French businessman (1892–1979)

Émile Dewoitine (26 September 1892 - 5 July 1979) was a French aviation industrialist.

==Prewar industrial activities==
Born in Crépy-en-Laonnais, Émile Dewoitine entered the aviation industry by working at Latécoère during World War I. In 1920, he founded his own company, but facing little success at home, went to Switzerland where his Dewoitine D.27 fighter was accepted for operational service. In 1931, Dewoitine went back to France and founded Société Aéronautique Française - Avions Dewoitine. During the 1930s, several noteworthy aircraft rolled out of the Toulouse-based Dewoitine factories including the Dewoitine D.500, the French Air Force's first fully metallic, monoplane fighter, as well as the Dewoitine D.338 airliner. In 1936, part of the French aviation industry was nationalized and Dewoitine's factories were absorbed by the state-owned SNCAM. During the Battle of France in 1940, the Dewoitine D.520 turned out to be France's best fighter aircraft.

==World War II==
After the successful invasion of France by Germany in 1940 culminated in an armistice with Germany and the creation of the Vichy government, Dewoitine briefly tried to start a business in the United States.
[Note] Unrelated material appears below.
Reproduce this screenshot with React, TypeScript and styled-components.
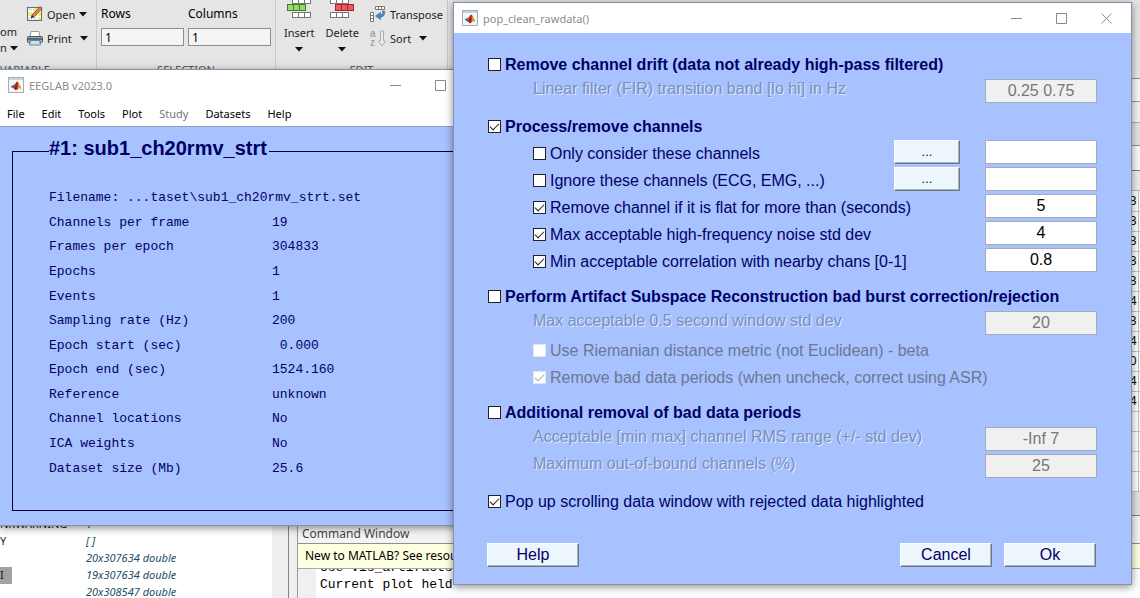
import React, { useId, useState } from "react";
import styled, { createGlobalStyle, css } from "styled-components";

const UI = '"Noto Sans", "Open Sans", sans-serif';
const ARIAL = '"Liberation Sans", Arial, sans-serif';
const MONO = '"Liberation Mono", "Courier New", monospace';
const NAVY = "#000066";
const PANEL = "#a8c2ff";

const GlobalStyle = createGlobalStyle`
  *, *::before, *::after { box-sizing: border-box; }
  body { margin: 0; font-family: ${UI}; font-size: 11px; color: #1c1c1c; }
  button, input { font: inherit; color: inherit; margin: 0; padding: 0; border-radius: 0; }
`;

const Desktop = styled.main`
  position: relative;
  min-height: 100vh;
  overflow: hidden;
  display: flex;
  flex-direction: column;
  background: #fff;
`;

/* ---------- ribbon ---------- */
const Ribbon = styled.header`
  display: flex;
  height: 79px;
  background: #e5e5e5;
  border-bottom: 1px solid #8f8f8f;
`;

const Group = styled.section<{ $width: number }>`
  display: flex;
  flex-direction: column;
  flex: none;
  width: ${(p) => p.$width}px;
  border-right: 1px solid #c9c9c9;
`;

const GroupBody = styled.div<{ $gap?: number; $left?: number }>`
  display: flex;
  flex: 1;
  gap: ${(p) => p.$gap ?? 0}px;
  padding-left: ${(p) => p.$left ?? 0}px;
`;

const GroupTitle = styled.h2<{ $start?: boolean }>`
  margin: 0;
  font-size: 11px;
  line-height: 16px;
  font-weight: 400;
  text-align: ${(p) => (p.$start ? "left" : "center")};
  color: #555;
`;

const Stack = styled.div`
  display: flex;
  flex-direction: column;
  padding-top: 2px;
`;

const PlainButton = styled.button`
  border: 0;
  background: none;
  white-space: nowrap;
`;

const ToolRow = styled(PlainButton)<{ $gap?: number }>`
  display: flex;
  align-items: center;
  gap: 4px;
  height: 24px;
  span { margin-right: ${(p) => p.$gap ?? 0}px; }
`;

const BigTool = styled(PlainButton)`
  display: flex;
  flex-direction: column;
  align-items: center;
  line-height: 16px;
  gap: 6px;
  height: 54px;
`;

const FromTool = styled(PlainButton)`
  width: 18px;
  padding-top: 24px;
  text-align: left;
  line-height: 16px;
  align-self: flex-start;
  div { display: flex; align-items: center; gap: 3px; }
`;

const SizeField = styled.label`
  display: flex;
  flex-direction: column;
  gap: 5px;
  padding-top: 5px;
  font-size: 12px;
  line-height: 18px;
  color: #000;
  input {
    width: 83px;
    height: 18px;
    padding: 0 3px;
    border: 1px solid #8e8e8e;
    background: #f5f5f5;
    line-height: 16px;
  }
`;

/* ---------- editor and lower panels ---------- */
const Editor = styled.section`
  background: #fafafa;
  display: flex;
  flex-direction: column;
`;

const Band = styled.div<{ $h: number; $bg: string; $line: string }>`
  height: ${(p) => p.$h}px;
  background: ${(p) => p.$bg};
  border-bottom: 1px solid ${(p) => p.$line};
`;

const Cells = styled.table`
  width: 100%;
  border-collapse: collapse;
  background: #fff;
  td {
    height: 20px;
    padding: 0;
    padding-right: 1px;
    border-bottom: 1px solid #c0c0c0;
    border-right: 1px solid #c0c0c0;
    font-size: 12px;
    line-height: 18px;
    text-align: right;
    color: #000;
  }
  td:last-child { width: 2px; border-right: 0; }
`;

const Lower = styled.div`
  display: flex;
  flex: 1;
  background: #efefef;
`;

const Workspace = styled.section`
  flex: none;
  width: 272px;
  background: #fff;
  overflow: hidden;
`;

const WorkTable = styled.table`
  border-collapse: collapse;
  width: 100%;
  td { height: 17px; padding: 0; line-height: 16px; white-space: nowrap; }
  td:first-child { width: 86px; }
  td:last-child { font-style: italic; color: #1e4e66; }
`;

const Selected = styled.span`
  display: inline-block;
  width: 12px;
  height: 17px;
  background: #a2a2a2;
  color: #111133;
  vertical-align: top;
`;

const Splitter = styled.div`
  flex: none;
  width: 25px;
  background: linear-gradient(to right, #efefef 16px, #848484 16px, #848484 17px, #efefef 17px);
`;

const Command = styled.section`
  flex: 1;
  display: flex;
  flex-direction: column;
  border-left: 1px solid #9a9a9a;
  background: #fff;
  font-size: 12px;
  h2 {
    margin: 0;
    padding: 9px 4px 0;
    height: 28px;
    font-size: 12px;
    line-height: 18px;
    font-weight: 400;
    color: #444;
    background: #f4f4f4;
    border-bottom: 1px solid #8f8f8f;
  }
  p {
    margin: 0;
    padding-left: 7px;
    height: 25px;
    line-height: 24px;
    color: #000;
    background: #ffffe1;
    border-bottom: 1px solid #a8a8a8;
  }
`;

const Console = styled.div`
  flex: 1;
  border-left: 18px solid #f0f0f0;
  padding-left: 4px;
  height: 30px;
  display: flex;
  flex-direction: column;
  justify-content: flex-start;
  overflow: hidden;
  pre { margin: -10px 0 0; font: 13px/17px ${MONO}; color: #000; }
`;

/* ---------- floating windows ---------- */
const windowFrame = css`
  position: absolute;
  background: ${PANEL};
  border: 1px solid #8592ad;
  box-shadow: 0 2px 8px rgba(0, 0, 0, 0.45);
`;

const EegWindow = styled.section`
  ${windowFrame}
  left: -1px;
  top: 69px;
  width: 512px;
`;

const Dialog = styled.form`
  ${windowFrame}
  left: 453px;
  right: 8px;
  top: 2px;
  min-width: 640px;
  color: ${NAVY};
  font-family: ${ARIAL};
  font-size: 16px;
`;

const TitleBar = styled.header`
  display: flex;
  align-items: center;
  height: 30px;
  padding: 0 2px 0 8px;
  background: #fff;
  font-family: ${UI};
  font-size: 11px;
  color: #8c8c8c;
  h1 { margin: 0 auto 0 5px; font-size: 11px; font-weight: 400; }
`;

const WinButton = styled.button`
  display: grid;
  place-items: center;
  width: 45px;
  height: 28px;
  border: 0;
  background: none;
`;

const MenuBar = styled.nav`
  display: flex;
  gap: 17px;
  height: 27px;
  padding-left: 7px;
  background: #fff;
  border-bottom: 1px solid #8fa0c4;
`;

const MenuItem = styled(PlainButton)`
  height: 26px;
  color: #000;
  &:disabled { color: #777; }
`;

const EegBody = styled.div`
  padding: 11px 12px 14px;
`;

const Frame = styled.fieldset`
  margin: 0;
  padding: 22px 0 29px 36px;
  border: 1px solid #00002e;
  color: ${NAVY};
  legend {
    padding: 0 2px 6px 0;
    font: bold 20px/20px ${ARIAL};
  }
`;

const Info = styled.table`
  height: 295px;
  border-collapse: collapse;
  font: 13px/16px ${MONO};
  td { padding: 0; white-space: pre; }
  td:first-child { width: 223px; }
`;

const DialogBody = styled.div`
  display: flex;
  flex-direction: column;
  gap: 8px;
  padding: 18px 34px 17px;
`;

const Section = styled.div`
  display: flex;
  flex-direction: column;
`;

const Line = styled.div<{ $sub?: boolean }>`
  display: flex;
  align-items: center;
  gap: 25px;
  height: 27px;
  padding-left: ${(p) => (p.$sub ? 45 : 0)}px;
`;

const CheckLabel = styled.label<{ $bold?: boolean; $off?: boolean }>`
  display: flex;
  align-items: center;
  gap: 4px;
  margin-right: auto;
  white-space: nowrap;
  font-weight: ${(p) => (p.$bold ? 700 : 400)};
  color: ${(p) => (p.$off ? "#6b7894" : NAVY)};
`;

const CheckBox = styled.input`
  appearance: none;
  display: grid;
  place-items: center;
  width: 13px;
  height: 13px;
  border: 1px solid #222;
  background: #fff;
  &:checked::after {
    content: "";
    width: 9px;
    height: 5px;
    margin-bottom: 3px;
    border-left: 1px solid #222;
    border-bottom: 1px solid #222;
    transform: rotate(-45deg);
  }
  &:disabled { border-color: #dde4f2; }
  &:disabled:checked::after { border-color: #aaa; }
`;

const StaticLabel = styled.label`
  margin-right: auto;
  padding-bottom: 6px;
  white-space: nowrap;
  color: #7b90b8;
  text-shadow: 1px 1px 0 #dde8ff;
`;

const Field = styled.input`
  flex: none;
  width: 112px;
  height: 24px;
  margin-bottom: 3px;
  border: 1px solid #a3abbd;
  background: #fff;
  color: #000;
  text-align: center;
  &:disabled { margin-bottom: 2px; background: #f0f0f0; color: #777; }
`;

const PushButton = styled.button<{ $narrow?: boolean }>`
  flex: none;
  width: ${(p) => (p.$narrow ? 66 : 92)}px;
  height: 24px;
  margin-bottom: ${(p) => (p.$narrow ? 3 : 0)}px;
  border: 1px solid;
  border-color: #fff #6d7680 #6d7680 #fff;
  box-shadow: inset -1px -1px 0 #a9b3bd;
  background: #edf5fd;
  color: ${NAVY};
  line-height: 22px;
  font-size: ${(p) => (p.$narrow ? 13 : 16)}px;
`;

const Actions = styled.footer`
  display: flex;
  gap: 12px;
  margin: 20px 1px 0 -1px;
  button:first-child { margin-right: auto; }
`;

/* ---------- drawings ---------- */
const Arrow = () => (
  <svg width="8" height="5" viewBox="0 0 8 5" aria-hidden="true"><path d="M0 0h8L4 4.5z" fill="#111" /></svg>
);

const MatlabIcon = () => (
  <svg width="16" height="16" viewBox="0 0 16 16" aria-hidden="true">
    <rect x=".5" y=".5" width="15" height="15" fill="#f4f6f9" stroke="#a3adb8" />
    <path d="M1 1h14v2H1z" fill="#c5d3e2" />
    <path d="M2.500 9.500l2.500-1.200L7.500 7 6 11.500 4.500 11z" fill="#3c6f9c" />
    <path d="M5 9c2-1 3-4.500 4-4.500 1.500 0 2.700 4.500 4.500 7.500-1.800-1.300-2.700-1.300-3.500 0-.8 1-1.700 1.300-2.200 1.300S6.700 11.800 5.500 11.300z" fill="#c8421f" />
    <path d="M9 4.500c-.5 2.500-1 5-2.800 6.900 1 .3 1.300 1.400 1.800 1.800.8-2 1.300-4.500 1-8.700z" fill="#7a1d16" />
    <path d="M10 6c1 2 1.800 4 3 5.300-1.300-.7-2.200-.3-2.800.5z" fill="#f0a030" />
  </svg>
);

const OpenIcon = () => (
  <svg width="16" height="16" viewBox="0 0 16 16" aria-hidden="true">
    <rect x=".5" y="1.500" width="14" height="13" fill="#f5e97c" stroke="#5f6f78" />
    <path d="M5.500 2v12M10.500 2v12M1 5.500h13M1 10.500h13" stroke="#fff" />
    <path d="M1 2h4v3H1zM1 11h4v3H1zM6 11h4v3H6z" fill="#d5e8f4" />
    <path d="M4 12l1-3L13 .5l2 2L7 11z" fill="#d98a3d" stroke="#6a3a17" strokeWidth=".7" />
    <path d="M4 12l1-3 2 2z" fill="#333" />
  </svg>
);

const PrintIcon = () => (
  <svg width="16" height="15" viewBox="0 0 16 15" aria-hidden="true">
    <path d="M4 .5h8l1 5.500H3z" fill="#fff" stroke="#7b8790" strokeWidth=".8" />
    <rect x=".5" y="5.500" width="15" height="6" rx="1" fill="#9aa6ad" stroke="#4f5b63" />
    <path d="M1 7h14v2H1z" fill="#5d6870" />
    <path d="M3.500 9.500h9l1 4.500h-11z" fill="#c6e2f5" stroke="#587183" strokeWidth=".8" />
  </svg>
);

const RowsIcon = ({ fill, edge, shift }: { fill: string; edge: string; shift: boolean }) => (
  <svg width="24" height="19" viewBox="0 0 24 19" aria-hidden="true">
    {[-2, 12].map((y) => (
      <g key={y} fill="#fff" stroke="#777">
        {[0, 1, 2].map((i) => (
          <rect key={i} x={(shift ? 0.5 : 5.5) + i * 6} y={y + 0.5} width="6" height="5" />
        ))}
      </g>
    ))}
    <g fill={fill} stroke={edge}>
      {[0, 1, 2].map((i) => (
        <rect key={i} x={(shift ? 5.5 : 0.5) + i * 6} y="4.5" width="6" height="6" />
      ))}
    </g>
  </svg>
);

const TransposeIcon = () => (
  <svg width="16" height="16" viewBox="0 0 16 16" aria-hidden="true">
    <g fill="#fff" stroke="#6a6a6a" strokeWidth=".9">
      <path d="M5.500.5h9v3h-9zM8.500.5v3M11.500.5v3M.5 6.500h3v9h-3zM.5 9.500h3M.5 12.500h3" />
    </g>
    <path d="M14.500 5c.8 4-1.500 6-4 6v2.500L5.500 10l5-3.500V9c1.500 0 2.500-1.500 2-4z" fill="#4c8cc4" stroke="#2f6294" strokeWidth=".6" />
  </svg>
);

const SortIcon = () => (
  <svg width="16" height="17" viewBox="0 0 16 17" aria-hidden="true">
    <text x="0" y="7" fontSize="10" fontWeight="700" fill="#a8a8a8" fontFamily="Liberation Sans">a</text>
    <text x="0" y="16" fontSize="10" fontWeight="700" fill="#a8a8a8" fontFamily="Liberation Sans">z</text>
    <path d="M10.500 1h3v10h2l-3.500 5-3.500-5h2z" fill="#eee" stroke="#aaa" />
  </svg>
);

const MinIcon = () => (
  <svg width="11" height="11" viewBox="0 0 11 11" aria-hidden="true"><path d="M0 5.500h11" stroke="#8a8a8a" /></svg>
);
const MaxIcon = () => (
  <svg width="11" height="11" viewBox="0 0 11 11" aria-hidden="true"><path d="M.5.5h10v10H.5z" fill="none" stroke="#8a8a8a" /></svg>
);
const CloseIcon = () => (
  <svg width="11" height="11" viewBox="0 0 11 11" aria-hidden="true"><path d="M.5.5l10 10M10.500.5l-10 10" stroke="#8a8a8a" /></svg>
);

/* ---------- parts ---------- */
const WindowTitle = ({ title }: { title: string }) => (
  <TitleBar>
    <MatlabIcon />
    <h1>{title}</h1>
    <WinButton type="button" aria-label="Minimize"><MinIcon /></WinButton>
    <WinButton type="button" aria-label="Maximize"><MaxIcon /></WinButton>
    <WinButton type="button" aria-label="Close"><CloseIcon /></WinButton>
  </TitleBar>
);

type OptionProps = {
  text: string;
  checked?: boolean;
  bold?: boolean;
  off?: boolean;
  sub?: boolean;
  browse?: boolean;
  value?: string;
};

const Option = ({ text, checked = false, bold, off, sub, browse, value }: OptionProps) => {
  const [on, setOn] = useState(checked);
  return (
    <Line $sub={sub}>
      <CheckLabel $bold={bold} $off={off}>
        <CheckBox type="checkbox" checked={on} disabled={off} onChange={() => setOn(!on)} />
        {text}
      </CheckLabel>
      {browse && <PushButton type="button" $narrow aria-label={`Browse: ${text}`}>...</PushButton>}
      {value !== undefined && <Field type="text" defaultValue={value} aria-label={text} />}
    </Line>
  );
};

const Setting = ({ text, value }: { text: string; value: string }) => {
  const id = useId();
  return (
    <Line $sub>
      <StaticLabel htmlFor={id}>{text}</StaticLabel>
      <Field id={id} type="text" defaultValue={value} disabled />
    </Line>
  );
};

const INFO: [string, string][] = [
  ["Channels per frame", "19"],
  ["Frames per epoch", "304833"],
  ["Epochs", "1"],
  ["Events", "1"],
  ["Sampling rate (Hz)", "200"],
  ["Epoch start (sec)", " 0.000"],
  ["Epoch end (sec)", "1524.160"],
  ["Reference", "unknown"],
  ["Channel locations", "No"],
  ["ICA weights", "No"],
  ["Dataset size (Mb)", "25.6"],
];

const MENUS = ["File", "Edit", "Tools", "Plot", "Study", "Datasets", "Help"];
const CELLS = ["3", "3", "3", "3", "3", "4", "3", "4", "0", "4", "4", "", "", "", ""];
const VALUES = ["20x307634 double", "19x307634 double", "20x308547 double"];

export default function App() {
  return (
    <Desktop>
      <GlobalStyle />
      <Ribbon>
        <Group $width={97}>
          <GroupBody $gap={9}>
            <FromTool type="button">
              <div>om</div>
              <div>n <Arrow /></div>
            </FromTool>
            <Stack>
              <ToolRow type="button"><OpenIcon /><span>Open</span><Arrow /></ToolRow>
              <ToolRow type="button" $gap={4}><PrintIcon /><span>Print</span><Arrow /></ToolRow>
            </Stack>
          </GroupBody>
          <GroupTitle $start>VARIABLE</GroupTitle>
        </Group>
        <Group $width={179}>
          <GroupBody $gap={4} $left={4}>
            <SizeField>Rows<input type="text" defaultValue="1" /></SizeField>
            <SizeField>Columns<input type="text" defaultValue="1" /></SizeField>
          </GroupBody>
          <GroupTitle>SELECTION</GroupTitle>
        </Group>
        <Group $width={172}>
          <GroupBody $gap={11} $left={8}>
            <BigTool type="button"><RowsIcon fill="#96dc6c" edge="#3f7f2c" shift={false} /><span>Insert</span><Arrow /></BigTool>
            <BigTool type="button"><RowsIcon fill="#ee5a5a" edge="#a3262c" shift /><span>Delete</span><Arrow /></BigTool>
            <Stack>
              <ToolRow type="button"><TransposeIcon /><span>Transpose</span></ToolRow>
              <ToolRow type="button" $gap={4}><SortIcon /><span>Sort</span><Arrow /></ToolRow>
            </Stack>
          </GroupBody>
          <GroupTitle>EDIT</GroupTitle>
        </Group>
      </Ribbon>

      <Editor aria-label="Variables">
        <Band $h={23} $bg="#f7f7f7" $line="#9a9a9a" />
        <Band $h={21} $bg="#f2f2f2" $line="#adadad" />
        <Band $h={23} $bg="#e4e4e4" $line="#8f8f8f" />
        <Band $h={25} $bg="#fafafa" $line="#7d7d7d" />
        <Band $h={20} $bg="#ececec" $line="#b5b5b5" />
        <Cells>
          <tbody>
            {CELLS.map((c, i) => (
              <tr key={i}><td>{c}</td><td /></tr>
            ))}
          </tbody>
        </Cells>
        <Band $h={24} $bg="#e2e2e2" $line="#7d7d7d" />
      </Editor>

      <Lower>
        <Workspace aria-label="Workspace">
          <WorkTable>
            <tbody>
              <tr><td>NKWARNING</td><td>1</td></tr>
              <tr><td>Y</td><td>[ ]</td></tr>
              {VALUES.map((v, i) => (
                <tr key={v}><td>{i === 1 && <Selected>I</Selected>}</td><td>{v}</td></tr>
              ))}
            </tbody>
          </WorkTable>
        </Workspace>
        <Splitter />
        <Command>
          <h2>Command Window</h2>
          <p>New to MATLAB? See resour</p>
          <Console>
            <pre>{"Use vis_artifacts\nCurrent plot held"}</pre>
          </Console>
        </Command>
      </Lower>

      <EegWindow>
        <WindowTitle title="EEGLAB v2023.0" />
        <MenuBar>
          {MENUS.map((m) => (
            <MenuItem key={m} type="button" disabled={m === "Study"}>{m}</MenuItem>
          ))}
        </MenuBar>
        <EegBody>
          <Frame>
            <legend>#1: sub1_ch20rmv_strt</legend>
            <Info>
              <tbody>
                <tr><td colSpan={2}>{"Filename: ...taset\\sub1_ch20rmv_strt.set"}</td></tr>
                {INFO.map(([k, v]) => (
                  <tr key={k}><td>{k}</td><td>{v}</td></tr>
                ))}
              </tbody>
            </Info>
          </Frame>
        </EegBody>
      </EegWindow>

      <Dialog onSubmit={(e) => e.preventDefault()}>
        <WindowTitle title="pop_clean_rawdata()" />
        <DialogBody>
          <Section>
            <Option bold text="Remove channel drift (data not already high-pass filtered)" />
            <Setting text="Linear filter (FIR) transition band [lo hi] in Hz" value="0.25 0.75" />
          </Section>
          <Section>
            <Option bold checked text="Process/remove channels" />
            <Option sub browse value="" text="Only consider these channels" />
            <Option sub browse value="" text="Ignore these channels (ECG, EMG, ...)" />
            <Option sub checked value="5" text="Remove channel if it is flat for more than (seconds)" />
            <Option sub checked value="4" text="Max acceptable high-frequency noise std dev" />
            <Option sub checked value="0.8" text="Min acceptable correlation with nearby chans [0-1]" />
          </Section>
          <Section>
            <Option bold text="Perform Artifact Subspace Reconstruction bad burst correction/rejection" />
            <Setting text="Max acceptable 0.5 second window std dev" value="20" />
            <Option sub off text="Use Riemanian distance metric (not Euclidean) - beta" />
            <Option sub off checked text="Remove bad data periods (when uncheck, correct using ASR)" />
          </Section>
          <Section>
            <Option bold text="Additional removal of bad data periods" />
            <Setting text="Acceptable [min max] channel RMS range (+/- std dev)" value="-Inf 7" />
            <Setting text="Maximum out-of-bound channels (%)" value="25" />
          </Section>
          <Section>
            <Option checked text="Pop up scrolling data window with rejected data highlighted" />
          </Section>
          <Actions>
            <PushButton type="button">Help</PushButton>
            <PushButton type="button">Cancel</PushButton>
            <PushButton type="submit">Ok</PushButton>
          </Actions>
        </DialogBody>
      </Dialog>
    </Desktop>
  );
}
This caused him to be tried for treason under the Vichy government. Dewoitine went back to work with SIPA which, after an agreement between the Vichy government and German authorities, was manufacturing trainer aircraft intended for the Luftwaffe, including a derivative of the Arado Ar 96, which would later be known as the SIPA S.10.

==Postwar exile==
Facing charges of collaborationism after the liberation of France, Dewoitine fled to Spain, where he developed a derivative of the D.520 with Hispano Aviación. He later went to Argentina, where he worked for the Industria Aeronáutica Militar, developing the Pulqui I, the first South American jet plane, and Colibrí, a trainer aircraft. In France, Dewoitine was condemned in absentia to a 20-year forced labour term in 1948. At the end of this career, he resided in Switzerland. Once his crimes were prescribed under the statute of limitations, he returned to France and finished his life in Toulouse.